The goal, the board noted, was to discourage damage to trees on streets like the ones in Tahiti Park. But committee chairman Shawn Dressler, a landscape architect with Kimley-Horn, expressed concern the ordinance as written was overly restrictive.

Based on the input the committee has received to date, Dressler said he wanted the city’s regulations to be as flexible as possible when a private property owner had good intentions. He said the proposed ordinance would make it challenging to remove a tree from private property within a canopy road zone, even if the property owner had a plan to mitigate the removal with a quality tree.

Dressler outlined a potential alternative method for handling a canopy road ordinance. Instead of regulations prohibiting the removal of trees from a canopy road zone, he suggested the city could use existing tree protection funds to enhance the trees within the public right of way. That way, he said, it wouldn’t just protect existing neighborhood canopies — it could produce new canopies for other residential areas.

“It’s not just an ordinance about what you can’t do,” Dressler said. “It’s a program about what the city is going to do.”

Board member Mary Fuerst, a Tahiti Park resident, emphasized there were still existing issues residents wanted addressed through protective measures. City Commissioner Jen Ahearn-Koch, who previously served as president of the Tahiti Park Neighborhood Association, appeared at the March 21 meeting to explain the challenges the neighborhood is facing. Large trucks and other vehicles can damage branches and tree roots, she said.

The problem extends beyond the trees, too. There’s one way in and out of the neighborhood. Sometimes, Ahearn-Koch said, large trucks can pull in only to realize they can’t navigate the narrow streets — and they’re stuck there for hours as a result.

Dressler and other board members acknowledged the significance of that issue but said the city shouldn’t necessarily design regulations around the quirks of a single neighborhood. Instead, they suggested the city could work with individual neighborhoods to tailor broader regulations to more specialized residential issues.

“I think a lot of the testimony we’ve heard here has been, ‘Let’s not do this one-size-fits-all thing,’ ” board member Chris Gallagher said. “If there are unique circumstances, and if it needs something special, have at it.”

The board didn’t make any specific determinations regarding tree canopy regulations at the March 21 meeting, waiting for a future meeting to settle on specific recommendations to the City Commission for consideration.

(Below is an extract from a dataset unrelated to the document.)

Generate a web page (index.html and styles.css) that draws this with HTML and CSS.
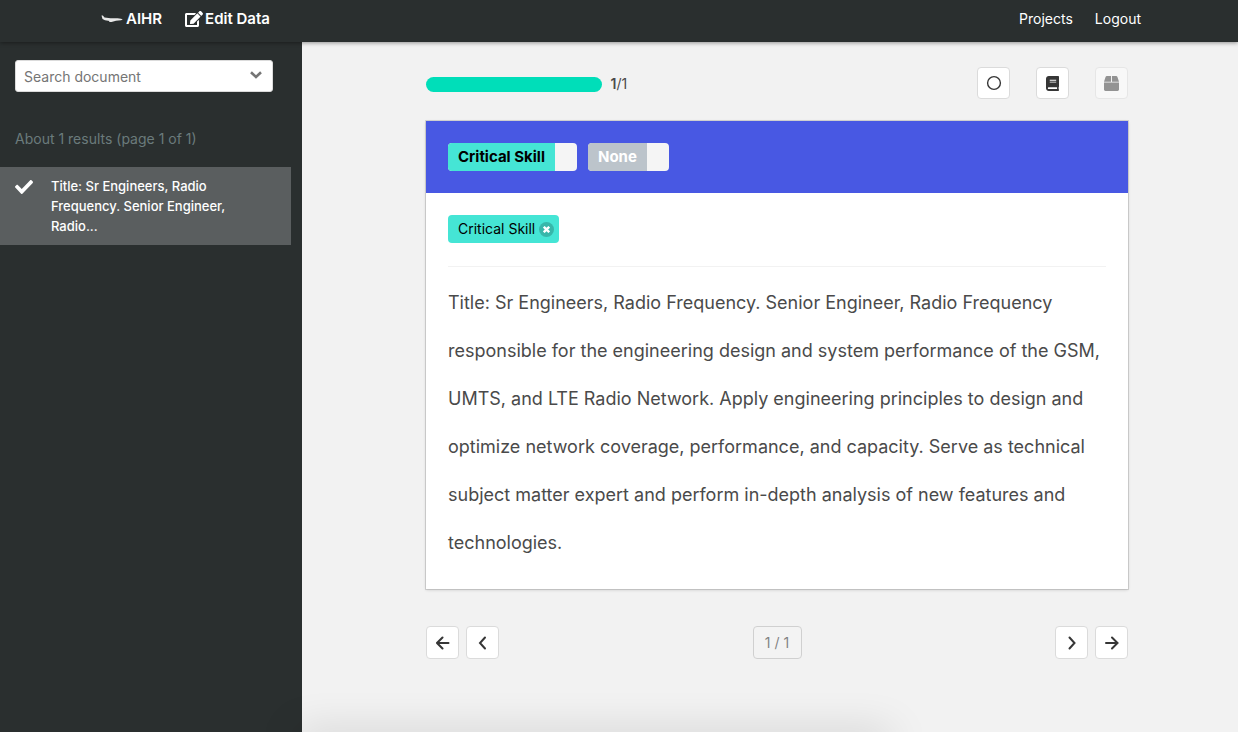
FILE: index.html
```html
<!DOCTYPE html>
<html lang="en">
<head>
<meta charset="utf-8">
<meta name="viewport" content="width=device-width, initial-scale=1">
<title>AIHR</title>
<link rel="stylesheet" href="styles.css">
</head>
<body>
<header class="navbar">
  <nav class="navbar-inner">
    <a class="brand" href="#">
      <svg class="plane" width="22" height="10" viewBox="0 0 22 10" aria-hidden="true"><path fill="#e8e8e8" d="M.5 1.500h1.300L3.500 3.600l6 .6 7 .1 3.500.4 1.800.8-1.800.8-5 .4-4.500 1.200H8L8.500 6.900 4 6.300 1.500 5z"/></svg>
      <span>AIHR</span>
    </a>
    <a class="edit" href="#">
      <svg width="18" height="16" viewBox="0 0 576 512" aria-hidden="true"><path fill="#fff" d="M402.600 83.200l90.200 90.200c3.800 3.800 3.800 10 0 13.800L274.400 405.600l-92.800 10.300c-12.400 1.400-22.900-9.100-21.500-21.500l10.300-92.800L388.800 83.200c3.800-3.800 10-3.800 13.800 0zm162-22.900l-48.800-48.800c-15.200-15.200-39.900-15.200-55.200 0l-35.400 35.400c-3.800 3.800-3.800 10 0 13.800l90.200 90.200c3.800 3.800 10 3.800 13.800 0l35.400-35.400c15.200-15.300 15.200-40 0-55.200zM384 346.200V448H64V128h229.800c3.200 0 6.200-1.300 8.500-3.500l40-40c7.600-7.600 2.200-20.500-8.500-20.500H48C21.500 64 0 85.500 0 112v352c0 26.500 21.500 48 48 48h352c26.500 0 48-21.500 48-48V306.200c0-10.700-12.900-16-20.500-8.500l-40 40c-2.200 2.300-3.500 5.300-3.500 8.500z"/></svg>
      <span>Edit Data</span>
    </a>
    <div class="nav-end">
      <a href="#">Projects</a>
      <a href="#">Logout</a>
    </div>
  </nav>
</header>
<div class="layout">
  <aside class="sidebar">
    <div class="search">
      <input type="text" placeholder="Search document" aria-label="Search document">
      <button type="button" class="search-toggle" aria-label="Filter">
        <svg width="12" height="8" viewBox="0 0 12 8" aria-hidden="true"><path fill="none" stroke="#757575" stroke-width="2.600" d="M1 1.300l5 4.700 5-4.700"/></svg>
      </button>
    </div>
    <p class="results">About 1 results (page 1 of 1)</p>
    <a class="doc" href="#">
      <svg width="18" height="14" viewBox="0 65 512 382" preserveAspectRatio="none" aria-hidden="true"><path fill="#fff" d="M173.900 439.400l-166.400-166.400c-10-10-10-26.200 0-36.200l36.200-36.200c10-10 26.200-10 36.200 0L192 312.700 432.100 72.600c10-10 26.200-10 36.200 0l36.200 36.200c10 10 10 26.200 0 36.200l-294.400 294.400c-10 10-26.200 10-36.200 0z"/></svg>
      <span>Title: Sr Engineers, Radio Frequency. Senior Engineer, Radio...</span>
    </a>
  </aside>
  <main class="main">
    <div class="toolbar">
      <progress class="progress" value="1" max="1" aria-label="Progress"></progress>
      <span class="count"><strong>1</strong>/1</span>
      <div class="tools">
        <button type="button" class="btn" aria-label="Mark">
          <svg width="16" height="16" viewBox="0 0 16 16" aria-hidden="true"><circle cx="8" cy="8" r="6.400" fill="none" stroke="#363636" stroke-width="1.400"/></svg>
        </button>
        <button type="button" class="btn" aria-label="Guideline">
          <svg width="13" height="15" viewBox="0 0 448 512" aria-hidden="true"><path fill="#363636" d="M448 360V24c0-13.300-10.700-24-24-24H96C43 0 0 43 0 96v320c0 53 43 96 96 96h328c13.300 0 24-10.700 24-24v-16c0-7.500-3.500-14.300-8.900-18.700-4.200-15.400-4.200-59.300 0-74.700 5.400-4.300 8.900-11.100 8.900-18.600zM128 134c0-3.300 2.700-6 6-6h212c3.300 0 6 2.700 6 6v20c0 3.300-2.700 6-6 6H134c-3.300 0-6-2.700-6-6v-20zm0 64c0-3.300 2.700-6 6-6h212c3.300 0 6 2.700 6 6v20c0 3.300-2.700 6-6 6H134c-3.300 0-6-2.700-6-6v-20zm253.400 250H96c-17.700 0-32-14.300-32-32 0-17.600 14.400-32 32-32h285.400c-1.900 17.100-1.900 46.900 0 64z"/></svg>
        </button>
        <button type="button" class="btn" disabled aria-label="Metadata">
          <svg width="15" height="15" viewBox="0 0 512 512" aria-hidden="true"><path fill="#363636" d="M509.500 184.600L458.900 32.800C452.400 13.200 434.100 0 413.400 0H272v192h238.700c-.4-2.500-.4-5-1.200-7.400zM240 0H98.600c-20.700 0-39 13.200-45.500 32.800L2.500 184.600c-.8 2.400-.8 4.900-1.200 7.400H240V0zM0 224v240c0 26.500 21.500 48 48 48h416c26.500 0 48-21.500 48-48V224H0z"/></svg>
        </button>
      </div>
    </div>
    <section class="card">
      <div class="labels">
        <button type="button" class="label"><span class="label-name teal">Critical Skill</span><kbd></kbd></button>
        <button type="button" class="label"><span class="label-name gray">None</span><kbd></kbd></button>
      </div>
      <div class="card-body">
        <div class="tags">
          <span class="tag">Critical Skill
            <button type="button" class="remove" aria-label="Remove Critical Skill"><svg width="7" height="7" viewBox="0 0 7 7" aria-hidden="true"><path stroke="#fff" stroke-width="2.400" d="M.8.800l5.400 5.400M6.200.8L.8 6.200"/></svg></button>
          </span>
        </div>
        <hr>
        <p class="text">Title: Sr Engineers, Radio Frequency. Senior Engineer, Radio Frequency responsible for the engineering design and system performance of the GSM, UMTS, and LTE Radio Network. Apply engineering principles to design and optimize network coverage, performance, and capacity. Serve as technical subject matter expert and perform in-depth analysis of new features and technologies.</p>
      </div>
    </section>
    <div class="pager">
      <div class="pager-group">
        <button type="button" class="btn" aria-label="First"><svg width="14" height="14" viewBox="0 0 14 14" aria-hidden="true"><path d="M6.500 1.500L1 7l5.500 5.500M1 7h11.500"/></svg></button>
        <button type="button" class="btn" aria-label="Previous"><svg width="14" height="14" viewBox="0 0 14 14" aria-hidden="true"><path d="M9 1.500L4 7l5 5.500"/></svg></button>
      </div>
      <button type="button" class="btn page" disabled>1 / 1</button>
      <div class="pager-group">
        <button type="button" class="btn" aria-label="Next"><svg width="14" height="14" viewBox="0 0 14 14" aria-hidden="true"><path d="M4.500 1.500L9.500 7l-5 5.500"/></svg></button>
        <button type="button" class="btn" aria-label="Last"><svg width="14" height="14" viewBox="0 0 14 14" aria-hidden="true"><path d="M7 1.500L12.500 7 7 12.500M12.500 7H1"/></svg></button>
      </div>
    </div>
  </main>
</div>
<div class="status-shadow"></div>
</body>
</html>
```
FILE: styles.css
```css
* { box-sizing: border-box; }
body {
  margin: 0;
  min-height: 100vh;
  display: flex;
  flex-direction: column;
  background: #f2f2f2;
  color: #4a4a4a;
  font: 14px/20px Inter, "Liberation Sans", sans-serif;
}
button, input { font: inherit; }
a { color: inherit; text-decoration: none; }
svg { display: block; flex: none; }

.navbar {
  position: relative;
  height: 42px;
  background: #2a2f2f;
  color: #fff;
  box-shadow: 0 1px 4px rgba(0, 0, 0, .4);
}
.navbar-inner {
  max-width: 1064px;
  height: 38px;
  margin: 0 auto;
  padding: 0 10px 0 14px;
  display: flex;
  align-items: center;
}
.brand, .edit { display: flex; align-items: center; font-size: 15px; font-weight: 600; }
.brand { gap: 3px; margin-right: 23px; }
.edit { gap: 2px; }
.nav-end { margin-left: auto; display: flex; gap: 22px; }

.layout { flex: 1; display: flex; }
.sidebar {
  width: 302px;
  flex: none;
  padding-top: 18px;
  background: #2a2f2f;
}
.search { position: relative; margin: 0 29px 0 15px; }
.search input {
  display: block;
  width: 100%;
  height: 32px;
  padding: 0 36px 0 8px;
  border: 1px solid #dbdbdb;
  border-radius: 3px;
  background: #fff;
}
.search input::placeholder { color: #757575; opacity: 1; }
.search-toggle {
  position: absolute;
  top: 0;
  right: 11px;
  height: 30px;
  padding: 0;
  border: 0;
  background: none;
}
.results { margin: 37px 15px 18px; color: #6b7b7c; }
.doc {
  display: flex;
  align-items: flex-start;
  gap: 18px;
  margin-right: 11px;
  padding: 9px 52px 9px 15px;
  background: #5a5e5f;
  color: #fff;
  font-size: 13px;
  font-weight: 500;
}
.doc svg { margin-top: 4px; }

.main { flex: 1; min-width: 0; padding: 25px 110px 40px 124px; }
.toolbar { display: flex; align-items: center; margin-bottom: 22px; }
.progress {
  appearance: none;
  width: 25%;
  height: 15px;
  margin-top: 2px;
  border: 0;
  border-radius: 8px;
  overflow: hidden;
  background: #dbdbdb;
}
.progress::-webkit-progress-bar { background: #dbdbdb; }
.progress::-webkit-progress-value { background: #00deb9; }
.count { margin: 2px 0 0 9px; }
.count strong { font-weight: 600; }
.tools { display: flex; gap: 26px; margin-left: auto; }
.btn {
  display: flex;
  align-items: center;
  justify-content: center;
  width: 33px;
  height: 33px;
  padding: 0;
  border: 1px solid #dbdbdb;
  border-radius: 4px;
  background: #fff;
  color: #363636;
}
.tools .btn { height: 32px; }
.btn:disabled { opacity: .5; }

.card {
  background: #fff;
  box-shadow: 0 1px 3px rgba(10, 10, 10, .16), 0 0 0 1px rgba(10, 10, 10, .12);
}
.labels { display: flex; gap: 11px; padding: 22px; background: #4858e3; }
.label {
  display: flex;
  padding: 0;
  border: 0;
  border-radius: 4px;
  overflow: hidden;
  font-size: 15px;
  font-weight: 700;
  line-height: 28px;
  background: #f5f5f5;
}
.label-name { padding: 0 10px; }
.teal { background: #45e5d5; color: #000; }
.gray { background: #bcc4cb; color: #fff; }
.label kbd { width: 22px; }
.card-body { padding: 22px; }
.tags { display: flex; }
.tag {
  display: flex;
  align-items: center;
  gap: 4px;
  height: 28px;
  padding: 0 5px 0 10px;
  border-radius: 4px;
  background: #45e5d5;
  color: #000;
}
.remove {
  display: flex;
  align-items: center;
  justify-content: center;
  width: 15px;
  height: 15px;
  padding: 0;
  border: 0;
  border-radius: 50%;
  background: #37b7aa;
}
hr { height: 1px; margin: 23px 0 12px; border: 0; background: #f2f2f2; }
.text { margin: 0; font-size: 18px; line-height: 48px; }

.pager { display: flex; justify-content: space-between; margin-top: 37px; }
.pager-group { display: flex; gap: 7px; }
.pager path { fill: none; stroke: #363636; stroke-width: 2; stroke-linecap: round; }
.page { width: 49px; }
.page:disabled { background: #f5f5f5; border-color: #bbb; opacity: .6; }

.status-shadow {
  position: fixed;
  bottom: -20px;
  left: 24%;
  width: 48%;
  height: 20px;
  box-shadow: 0 0 40px rgba(0, 0, 0, .17);
  pointer-events: none;
}
```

Still, the majority of the board advocated for regulations that allowed tree-lined streets to flourish while simultaneously accommodating the needs of individual private property owners.

“Whatever recommendations are adopted should continue to be specific about what you can and can’t do — but should also include great flexibility in addressing site-specific, unforeseeable situations that can come up,” Dressler said.